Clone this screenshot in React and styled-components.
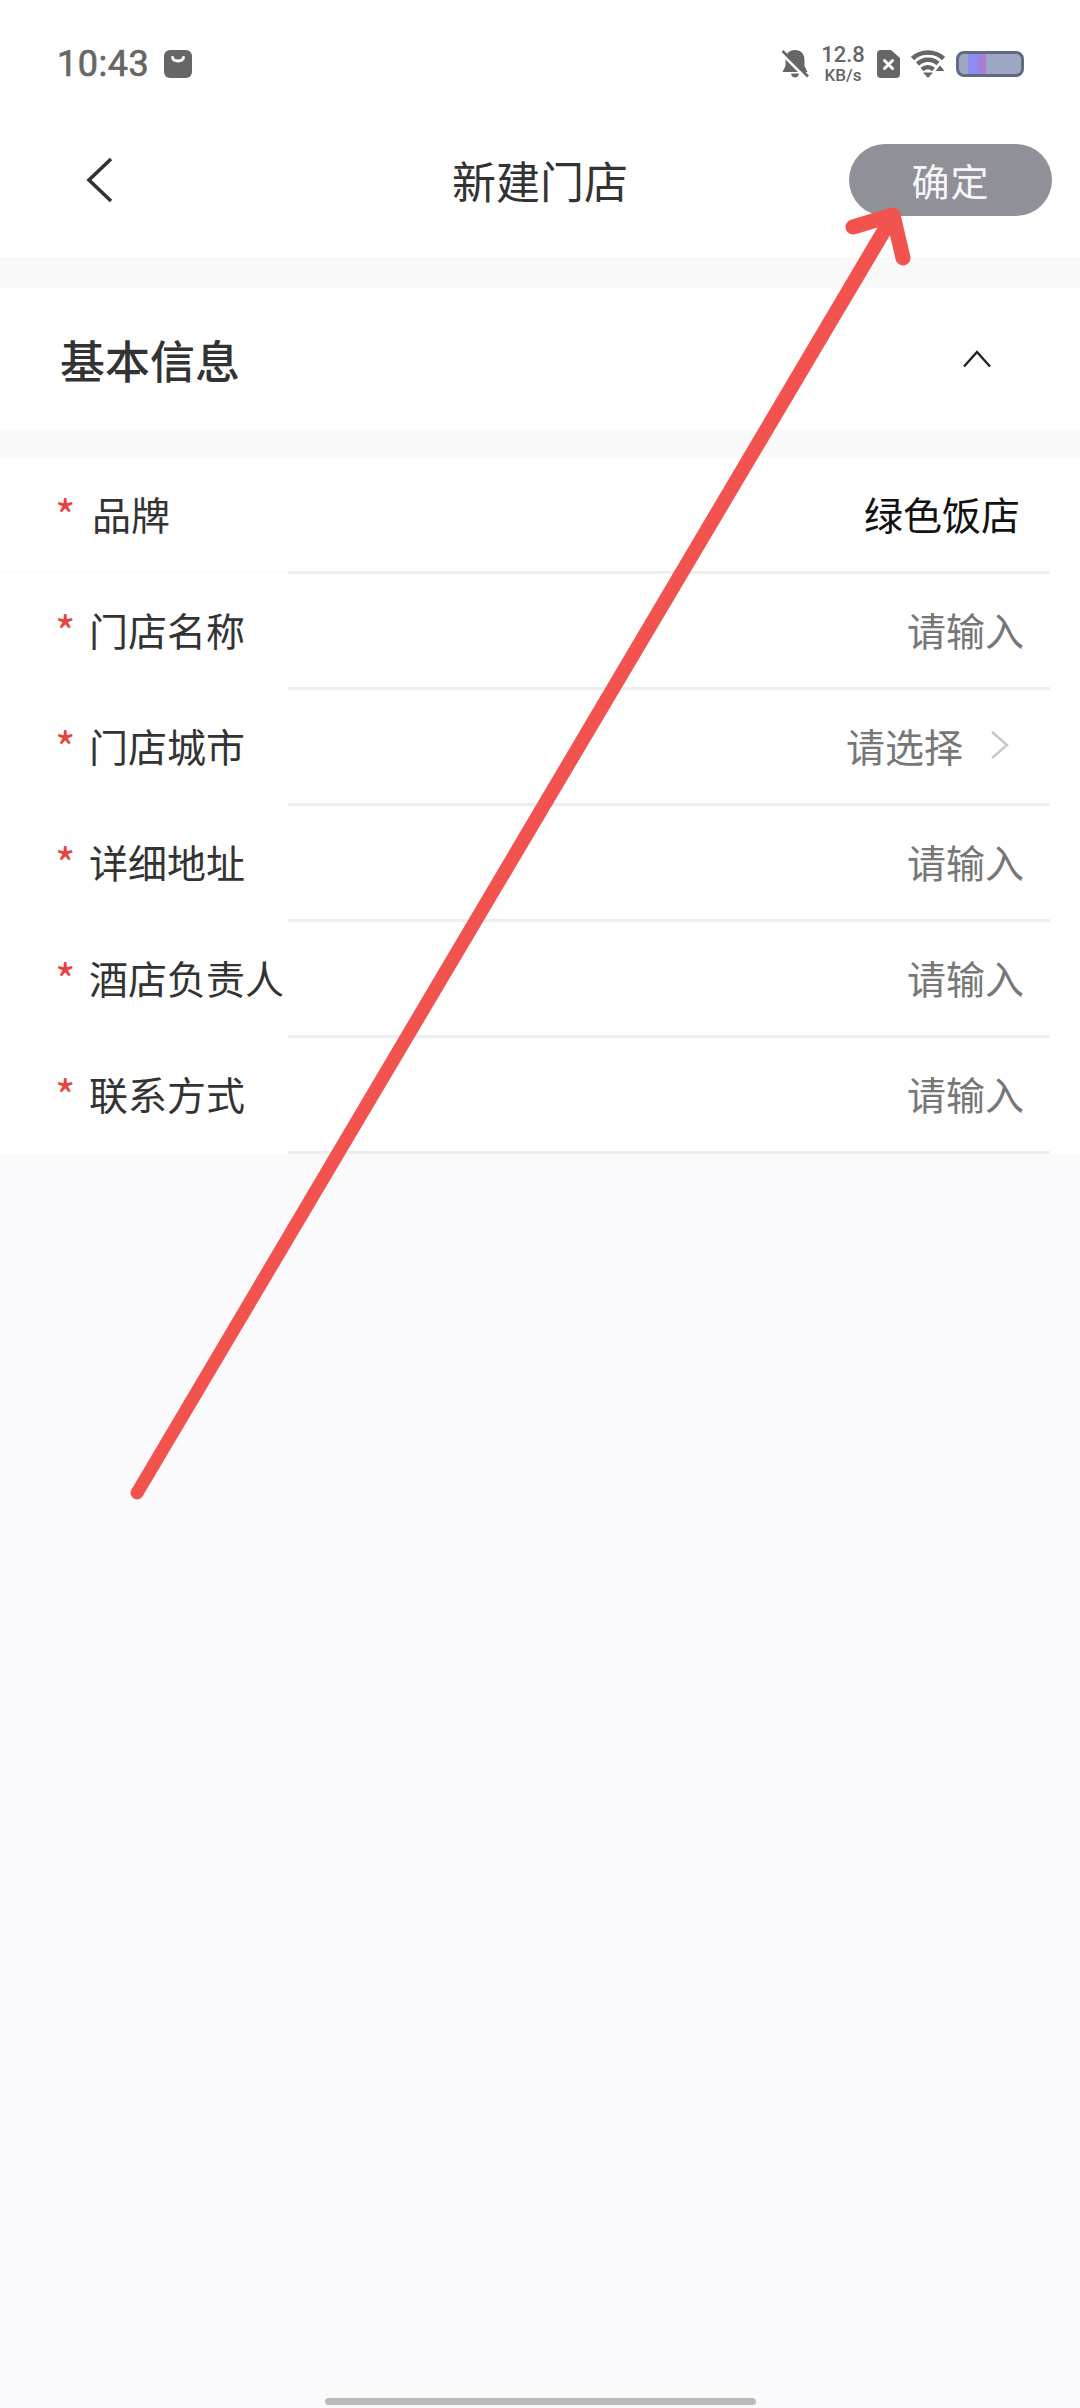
import styled, { createGlobalStyle } from 'styled-components';

const fields = [
    { label: '品牌', value: '绿色饭店', filled: true },
    { label: '门店名称', value: '请输入' },
    { label: '门店城市', value: '请选择', select: true },
    { label: '详细地址', value: '请输入' },
    { label: '酒店负责人', value: '请输入' },
    { label: '联系方式', value: '请输入' },
];

function App() {
    return (
        <Page>
            <GlobalStyle />
            <StatusBar>
                <StatusLeft>
                    <Clock>10:43</Clock>
                    <svg width="28" height="28" viewBox="0 0 28 28">
                        <rect width="28" height="28" rx="6" fill="#666" />
                        <path d="M8.5 7.5c1 4.5 10 4.5 11 0" fill="none" stroke="#fff" strokeWidth="3" strokeLinecap="round" />
                    </svg>
                </StatusLeft>
                <StatusRight>
                    <svg width="28" height="28" viewBox="0 0 28 28">
                        <path d="M14 0c6 0 9.500 4 9.500 10v6l3 6H1.500l3-6v-6C4.500 4 8 0 14 0z" fill="#666" />
                        <path d="M10 23.500h8c-.5 3-2.500 4-4 4s-3.500-1-4-4z" fill="#666" />
                        <path d="M1 3.500l23 23" stroke="#fff" strokeWidth="3.500" />
                        <path d="M1.500 1l25.500 25.500" stroke="#666" strokeWidth="2.600" />
                    </svg>
                    <Speed>
                        <SpeedValue>12.8</SpeedValue>
                        <SpeedUnit>KB/s</SpeedUnit>
                    </Speed>
                    <svg width="23" height="28" viewBox="0 0 23 28">
                        <path d="M4 0h10l9 8v16a4 4 0 0 1-4 4H4a4 4 0 0 1-4-4V4a4 4 0 0 1 4-4z" fill="#666" />
                        <path d="M7.500 10.500l8 8m0-8l-8 8" stroke="#fff" strokeWidth="3" strokeLinecap="round" />
                    </svg>
                    <svg width="34" height="28" viewBox="0 0 34 28">
                        <path d="M1.500 8.500C10 .5 24 .5 32.500 8.500" fill="none" stroke="#666" strokeWidth="4.500" />
                        <path d="M6.500 14c6-5.500 15-5.500 20.500-.5" fill="none" stroke="#666" strokeWidth="4.500" />
                        <path d="M11 19.500c3.500-3 8-3 11.500 0" fill="none" stroke="#666" strokeWidth="4.500" />
                        <path d="M12 22.500h10L17 28z" fill="#666" />
                        <path d="M29 15.500l4.500 5.500h-9z" fill="#666" />
                    </svg>
                    <Battery>
                        <BatteryLevel />
                    </Battery>
                </StatusRight>
            </StatusBar>
            <NavBar>
                <BackSlot>
                    <svg width="28" height="46" viewBox="0 0 28 46">
                        <path d="M25 2L3 23l22 21" fill="none" stroke="#333" strokeWidth="3.600" />
                    </svg>
                </BackSlot>
                <Title>新建门店</Title>
                <ConfirmSlot>
                    <ConfirmButton>确定</ConfirmButton>
                </ConfirmSlot>
            </NavBar>
            <Band $height={31} />
            <SectionHead>
                <SectionTitle>基本信息</SectionTitle>
                <svg width="30" height="18" viewBox="0 0 30 18">
                    <path d="M2 16.500L15 2l13 14.500" fill="none" stroke="#222" strokeWidth="2.400" />
                </svg>
            </SectionHead>
            <Band $height={28} />
            <Form>
                {fields.map((field, index) => (
                    <Field key={field.label}>
                        <Row>
                            <Required>*</Required>
                            <Label $shift={index === 0}>{field.label}</Label>
                            <Value $filled={field.filled}>{field.value}</Value>
                            {field.select && (
                                <Arrow width="20" height="30" viewBox="0 0 20 30">
                                    <path d="M2 2l15 13L2 28" fill="none" stroke="#c8c8c8" strokeWidth="2.400" />
                                </Arrow>
                            )}
                        </Row>
                        <Divider $first={index === 0} />
                    </Field>
                ))}
            </Form>
            <HomeBar />
            <Overlay viewBox="0 0 1080 2408">
                <circle cx="137" cy="1493" r="6.500" fill="#f2534f" />
                <path d="M131.400 1489.700L886 213L899 220L142.600 1496.300Z" fill="#f2534f" />
                <path d="M853 227L893 215L903 258" fill="none" stroke="#f2534f" strokeWidth="15" strokeLinecap="round" strokeLinejoin="round" />
            </Overlay>
        </Page>
    );
}
export default App;

const GlobalStyle = createGlobalStyle`
    body{
        margin: 0;
        background: #fafafc;
        font-family: "Noto Sans CJK SC", "Noto Sans", sans-serif;
    }
`;

const Page = styled.div`
    position: relative;
    width: 1080px;
    height: 2408px;
    overflow: hidden;
    display: flex;
    flex-direction: column;
    background: #fafafc;
`;

const StatusBar = styled.div`
    height: 102px;
    padding: 0 56px 0 57px;
    box-sizing: border-box;
    background: #fff;
    display: flex;
    justify-content: space-between;
    align-items: flex-start;
`;

const StatusLeft = styled.div`
    margin-top: 50px;
    display: flex;
    align-items: center;
    gap: 15px;
`;

const Clock = styled.span`
    font-family: Roboto, sans-serif;
    font-size: 36px;
    font-weight: 400;
    line-height: 28px;
    letter-spacing: 0.5px;
    color: #666;
    -webkit-text-stroke: 0.7px #666;
`;

const StatusRight = styled.div`
    margin-top: 50px;
    display: flex;
    align-items: center;
    height: 28px;
    gap: 11px;
`;

const Speed = styled.div`
    width: 46px;
    display: flex;
    flex-direction: column;
    align-items: center;
    font-family: Roboto, sans-serif;
    font-weight: 500;
    color: #666;
`;

const SpeedValue = styled.span`
    font-size: 22px;
    line-height: 22px;
`;

const SpeedUnit = styled.span`
    font-size: 17px;
    line-height: 17px;
    margin-top: 1px;
`;

const Battery = styled.div`
    width: 68px;
    height: 26px;
    box-sizing: border-box;
    border: 3px solid #5f6b85;
    border-radius: 8px;
    background: #9ea6c4;
    padding-left: 9px;
`;

const BatteryLevel = styled.div`
    width: 18px;
    height: 100%;
    background: linear-gradient(90deg, #8d8df0 0%, #8d8df0 55%, #a77fd6 60%, #a77fd6 100%);
`;

const NavBar = styled.div`
    height: 155px;
    background: #fff;
    display: grid;
    grid-template-columns: 1fr auto 1fr;
    align-items: center;
`;

const BackSlot = styled.div`
    padding-left: 86px;
    display: flex;
`;

const Title = styled.div`
    font-size: 44px;
    line-height: 60px;
    color: #333;
`;

const ConfirmSlot = styled.div`
    display: flex;
    justify-content: flex-end;
    padding-right: 28px;
`;

const ConfirmButton = styled.button`
    width: 203px;
    height: 72px;
    padding: 0;
    border: none;
    border-radius: 36px;
    background: #8f9098;
    color: #f6f6f8;
    font-family: inherit;
    font-size: 38px;
    letter-spacing: 1px;
`;

const Band = styled.div`
    height: ${(props) => props.$height}px;
    background: #f9f9f9;
`;

const SectionHead = styled.div`
    height: 142px;
    padding: 0 88px 0 60px;
    background: #fff;
    display: flex;
    align-items: center;
    justify-content: space-between;
`;

const SectionTitle = styled.div`
    font-size: 45px;
    font-weight: 500;
    color: #333;
`;

const Form = styled.div`
    background: #fff;
`;

const Field = styled.div`
    height: 116px;
    display: flex;
    flex-direction: column;
`;

const Row = styled.div`
    flex: 1;
    padding: 0 56px 4px 55px;
    display: flex;
    align-items: center;
`;

const Required = styled.span`
    width: 34px;
    font-size: 44px;
    line-height: 46px;
    margin-top: 2px;
    color: #e9433f;
`;

const Label = styled.span`
    font-size: 39px;
    color: #333;
    margin-left: ${(props) => (props.$shift ? '3px' : '0')};
`;

const Value = styled.span`
    margin-left: auto;
    font-size: 39px;
    color: ${(props) => (props.$filled ? '#111' : '#777')};
    margin-right: ${(props) => (props.$filled ? '4px' : '0')};
`;

const Arrow = styled.svg`
    margin-left: 27px;
    margin-right: 14px;
`;

const Divider = styled.div`
    height: 3px;
    margin-right: 30px;
    background: ${(props) =>
        props.$first ? 'linear-gradient(90deg, #fbfbfb 0, #fbfbfb 288px, #eeeeee 288px)' : '#eeeeee'};
    margin-left: ${(props) => (props.$first ? '0' : '288px')};
`;

const HomeBar = styled.div`
    width: 431px;
    height: 7px;
    margin: auto auto 3px;
    border-radius: 4px;
    background: #bbbbbb;
`;

const Overlay = styled.svg`
    position: absolute;
    top: 0;
    left: 0;
    width: 1080px;
    height: 2408px;
    pointer-events: none;
`;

+ + + +

# [Job]
Search the data for "components". Copy every line that has it.

# [Right answer]
Clone this screenshot in React and styled-components.
import styled, { createGlobalStyle } from 'styled-components';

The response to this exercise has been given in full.